● **Task statement**:
From the listing below, pull each line that includes "Tailwind".

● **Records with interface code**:
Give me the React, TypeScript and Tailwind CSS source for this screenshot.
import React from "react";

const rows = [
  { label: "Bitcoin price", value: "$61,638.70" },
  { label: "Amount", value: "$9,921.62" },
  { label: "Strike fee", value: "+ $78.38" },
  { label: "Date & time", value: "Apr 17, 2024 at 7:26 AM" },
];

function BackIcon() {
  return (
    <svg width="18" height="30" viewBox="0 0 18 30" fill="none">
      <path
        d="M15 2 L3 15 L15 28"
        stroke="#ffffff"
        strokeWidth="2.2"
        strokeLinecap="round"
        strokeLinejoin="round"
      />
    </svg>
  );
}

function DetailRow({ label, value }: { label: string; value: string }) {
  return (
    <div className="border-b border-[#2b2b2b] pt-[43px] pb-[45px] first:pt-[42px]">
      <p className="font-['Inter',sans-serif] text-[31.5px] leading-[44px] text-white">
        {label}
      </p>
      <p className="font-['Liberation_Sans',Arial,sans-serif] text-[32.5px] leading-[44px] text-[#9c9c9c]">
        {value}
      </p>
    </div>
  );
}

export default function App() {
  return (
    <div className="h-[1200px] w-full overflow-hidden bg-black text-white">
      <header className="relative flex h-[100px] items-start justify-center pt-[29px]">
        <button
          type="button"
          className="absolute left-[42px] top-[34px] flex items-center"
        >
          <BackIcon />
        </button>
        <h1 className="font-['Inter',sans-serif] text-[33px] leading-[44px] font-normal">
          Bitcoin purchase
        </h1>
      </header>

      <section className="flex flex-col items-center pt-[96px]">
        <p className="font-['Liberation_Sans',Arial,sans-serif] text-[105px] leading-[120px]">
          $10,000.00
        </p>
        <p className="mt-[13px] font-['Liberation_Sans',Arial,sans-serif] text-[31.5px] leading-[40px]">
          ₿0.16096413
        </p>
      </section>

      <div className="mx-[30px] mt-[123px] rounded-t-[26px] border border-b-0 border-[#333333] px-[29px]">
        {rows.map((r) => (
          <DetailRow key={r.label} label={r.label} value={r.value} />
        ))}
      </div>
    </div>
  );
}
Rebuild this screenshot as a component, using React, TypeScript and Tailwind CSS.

● **Full response**:
Give me the React, TypeScript and Tailwind CSS source for this screenshot.
Rebuild this screenshot as a component, using React, TypeScript and Tailwind CSS.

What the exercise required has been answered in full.